Smile E. Coyote #143

Once upon a time, in the American South West there lived a beautiful young girl who had everything she could ever want. Her family was loving. Her friends were friendly. And because of her blessed days she always wore a cheerful and warmhearted smile. So she was nick named Smiley. Unfortunately, Smiley’s blessings caught the attention of the most notorious folks in all of Texas, The Cheerleader Mom’s.

Threatened by Smiley’s charms, the Cheerleader Mom’s abducted, beat her and in the middle of the desert, left her for dead. Smiley was nursed back to health and taken care of by a rout of coyotes. Smiley grew older and stronger, all the time learning the coyote’s ways. Eventually the coyotes came to realize that Smiley belonged with her own kind. So one night, the pack led Smiley to and left her at the only human dwelling they knew of out there in the isolated desert.

Smiley was left at the home of the reclusive Dr. Mortimer Zem Acme, a former Cold War military weapons inventor. Dr. Acme took Smiley in and slowly she learned again how to be human and most importantly, how to smile. She smiled because she and Dr. Acme fell deeply in love. Life was blissful for them until one day while enjoying an evening stroll through the park they were ambushed by a pack of mutant roller skating road runner assassins. The road runners were trained and employed by the Cheerleader Moms and sent to finish off Smiley once and for all. The Dr., in an attempt to save his love, charged the road runners and activated one of his secret inventions killing himself and laying to waste so many square miles of land that today are known as Houston. Smiley was distraught by the loss of her lover and injured by the blast. She made her way back to the late Dr. Acme’s desert residence and in pain and distress collapsed against the fireplace mantel. A hidden lever built into the mantel was triggered and the wall opened revealing a secret lab.
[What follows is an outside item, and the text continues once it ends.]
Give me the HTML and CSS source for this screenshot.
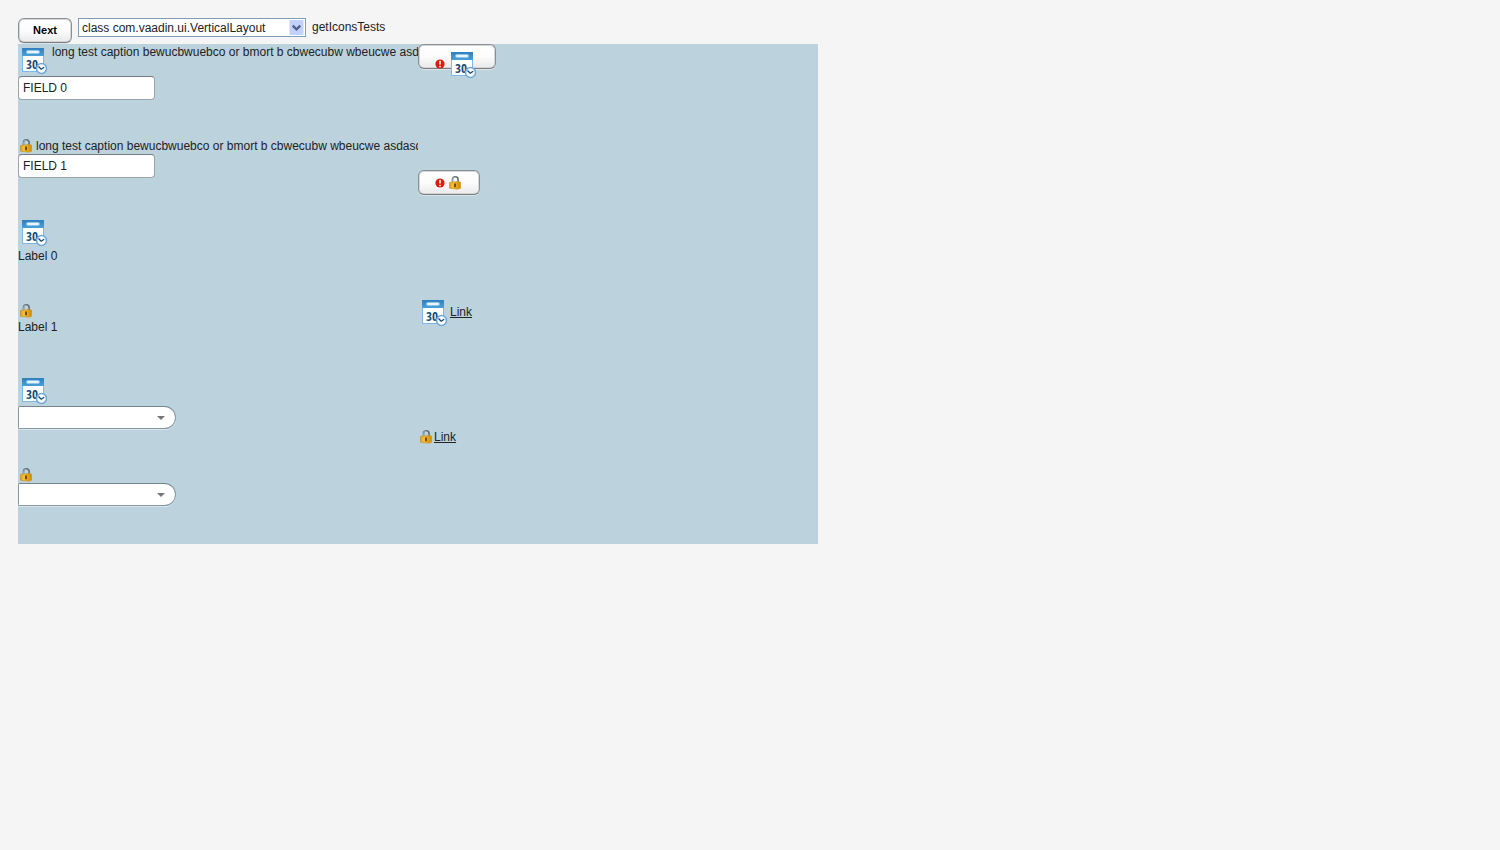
FILE: index.html
```html
<!DOCTYPE html>
<html lang="en">
<head>
<meta charset="utf-8">
<title>Icons Tests</title>
<link rel="stylesheet" href="styles.css">
</head>
<body>
<svg class="defs" aria-hidden="true">
  <defs>
    <linearGradient id="head" x1="0" y1="0" x2="0" y2="1"><stop offset="0" stop-color="#2f7fbd"/><stop offset="1" stop-color="#4ba0d8"/></linearGradient>
    <linearGradient id="gold" x1="0" y1="0" x2="1" y2="0"><stop offset="0" stop-color="#e09a12"/><stop offset=".3" stop-color="#f9c03e"/><stop offset="1" stop-color="#d08a00"/></linearGradient>
  </defs>
  <symbol id="calendar" viewBox="0 0 32 32">
    <rect x="4.500" y="9.500" width="21" height="18" fill="#fff" stroke="#7db9e8"/>
    <path d="M4 4h22v8H4z" fill="url(#head)"/>
    <rect x="8.500" y="6.500" width="13" height="3" rx="1.500" fill="#e8f5fd" stroke="#8bc5ec"/>
    <text x="8" y="25" class="day">30</text>
    <circle cx="23.500" cy="24.500" r="5" fill="#f5fbff" stroke="#6da8d8" stroke-width="1.500"/>
    <path d="M20.500 22.500l2.700 2.700 3-2" fill="none" stroke="#17476f" stroke-width="1.300"/>
  </symbol>
  <symbol id="lock" viewBox="0 0 16 16">
    <path d="M5.500 8V4.500a2.800 2.800 0 0 1 5.600 0V8" fill="none" stroke="#5f6f78" stroke-width="1.600"/>
    <path d="M5.500 7V4.700a2.600 2.600 0 0 1 2.800-2.500" fill="none" stroke="#b4c0c5" stroke-width=".7"/>
    <path d="M2.500 7.500l8-1 3 .5v6.300l-3 .9-8-1z" fill="url(#gold)" stroke="#c98d18" stroke-width=".6"/>
    <path d="M8 8.500v3.700" stroke="#4b3000" stroke-width="1.500"/>
  </symbol>
  <symbol id="error" viewBox="0 0 10 10">
    <circle cx="5" cy="5" r="4.600" fill="#dc1c08"/>
    <path d="M5 1.800v3.700M5 6.700v1.500" stroke="#fff" stroke-width="1.600"/>
  </symbol>
</svg>
<header class="toolbar">
  <button class="btn next" type="button">Next</button>
  <div class="picker">
    <select class="layout-select" aria-label="Layout class"><option>class com.vaadin.ui.VerticalLayout</option></select>
    <svg class="picker-arrow" viewBox="0 0 15 16" aria-hidden="true"><rect width="15" height="16" rx="1" fill="#c1d1fb"/><path d="M3.500 6l4 4 4-4" fill="none" stroke="#4d6185" stroke-width="2.400"/></svg>
  </div>
  <span class="test-name">getIconsTests</span>
</header>
<main class="stage">
  <section class="column fields">
    <div class="item">
      <label class="caption" for="field0"><svg class="icon large"><use href="#calendar"/></svg><span class="caption-text">long test caption bewucbwuebco or bmort b cbwecubw wbeucwe asdasdasd</span></label>
      <input class="text-field" id="field0" type="text" value="FIELD 0">
    </div>
    <div class="item">
      <label class="caption" for="field1"><svg class="icon small"><use href="#lock"/></svg><span class="caption-text">long test caption bewucbwuebco or bmort b cbwecubw wbeucwe asdasdasd</span></label>
      <input class="text-field" id="field1" type="text" value="FIELD 1">
    </div>
    <div class="item">
      <div class="caption"><svg class="icon large"><use href="#calendar"/></svg></div>
      <div class="label">Label 0</div>
    </div>
    <div class="item">
      <div class="caption"><svg class="icon small"><use href="#lock"/></svg></div>
      <div class="label">Label 1</div>
    </div>
    <div class="item">
      <label class="caption" for="combo0"><svg class="icon large"><use href="#calendar"/></svg></label>
      <div class="combo"><select class="combo-select" id="combo0" aria-label="Select 0"><option></option></select><svg class="combo-arrow" viewBox="0 0 8 4" aria-hidden="true"><path d="M0 0h8L4 4z"/></svg></div>
    </div>
    <div class="item">
      <label class="caption" for="combo1"><svg class="icon small"><use href="#lock"/></svg></label>
      <div class="combo"><select class="combo-select" id="combo1" aria-label="Select 1"><option></option></select><svg class="combo-arrow" viewBox="0 0 8 4" aria-hidden="true"><path d="M0 0h8L4 4z"/></svg></div>
    </div>
  </section>
  <section class="column actions">
    <button class="btn icon-btn tall" type="button" aria-label="Calendar"><svg class="error"><use href="#error"/></svg><svg class="icon large"><use href="#calendar"/></svg></button>
    <button class="btn icon-btn" type="button" aria-label="Lock"><svg class="error"><use href="#error"/></svg><svg class="icon small"><use href="#lock"/></svg></button>
    <a class="link" href="#"><svg class="icon large"><use href="#calendar"/></svg><span class="link-text">Link</span></a>
    <a class="link" href="#"><svg class="icon small"><use href="#lock"/></svg><span class="link-text">Link</span></a>
  </section>
</main>
</body>
</html>
```
FILE: styles.css
```css
* { box-sizing: border-box; }
body {
  margin: 0;
  padding: 18px;
  background: #f5f5f5;
  color: #222;
  font: 12px/16px "Liberation Sans", Arial, sans-serif;
}
input, select, button { font: inherit; color: inherit; margin: 0; }
svg { display: block; flex: none; }
.defs { position: absolute; width: 0; height: 0; }

.toolbar { display: flex; align-items: flex-start; gap: 6px; height: 26px; }
.btn {
  display: flex;
  align-items: center;
  justify-content: center;
  height: 25px;
  border: 1px solid #8b9095;
  border-bottom-color: #777c80;
  border-radius: 6px;
  background: linear-gradient(#fff, #fcfcfc 50%, #e9e9e9);
  box-shadow: inset 0 0 0 1px #d4d6d8, 0 1px 0 #dfe5e8;
}
.next { padding: 0 0 2px; width: 54px; font-size: 11px; font-weight: bold; color: #000; }
.picker { position: relative; width: 228px; }
.layout-select {
  appearance: none;
  display: block;
  width: 100%;
  height: 19px;
  padding: 0 18px 0 3px;
  border: 1px solid #7f9db9;
  border-radius: 0;
  background: #fff;
}
.picker-arrow { position: absolute; top: 2px; right: 2px; width: 15px; height: 15px; pointer-events: none; }
.test-name { line-height: 18px; }

.stage { display: flex; width: 100%; max-width: 800px; background: #bcd2dd; }
.column { flex: 1 1 0; min-width: 0; display: flex; flex-direction: column; align-items: flex-start; }
.fields { gap: 38px; padding-bottom: 38px; }
.actions { gap: 101px; }
.item { width: 100%; }
.caption { display: flex; overflow: hidden; gap: 2px; white-space: nowrap; }
.large { width: 32px; height: 32px; }
.small { width: 16px; height: 16px; }
.day { font: bold 13px "Liberation Sans Narrow", "Open Sans Condensed", "Noto Sans", sans-serif; fill: #174a78; }
.text-field {
  display: block;
  width: 137px;
  height: 24px;
  padding: 0 4px;
  border: 1px solid #9aa5ab;
  border-top-color: #747c81;
  border-radius: 4px;
  background: #fff;
}
.label { line-height: 17px; }
.combo { position: relative; width: 158px; }
.combo-select {
  appearance: none;
  display: block;
  width: 100%;
  height: 23px;
  border: 1px solid #859aa6;
  border-top-color: #74848d;
  border-radius: 2px 12px 12px 2px;
  background: #fff;
  box-shadow: 0 1px 0 #d9e6ec;
}
.combo-arrow { position: absolute; right: 11px; top: 10px; width: 8px; height: 4px; fill: #777; pointer-events: none; }

.icon-btn { gap: 2px; padding: 0 16px; }
.tall { align-items: flex-start; padding-top: 3px; }
.tall .error { margin-top: 11px; }
.error { width: 10px; height: 10px; }
.link { display: flex; align-items: center; color: #222; }
```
The lab held every weapon and invention Dr. Acme had ever created. Smiley found explosives, flying suits, a ray gun (which, according to the instructions, could turn an entire town’s population into auto mechanics named Ray), an atomic kitchen towel and rocket propelled roller skates.

Slowly a smile began to grow across her face. Only it wasn’t a warm inviting smile. It was a devious, half-crazed smile as she plotted her revenge. And at that moment, the darkest, most misunderstood, anti-hero was born with only one single purpose in mind. That purpose was to rid the world forever of the ravenous cheerleader mom gangs and there mutant assassin road runner lackeys.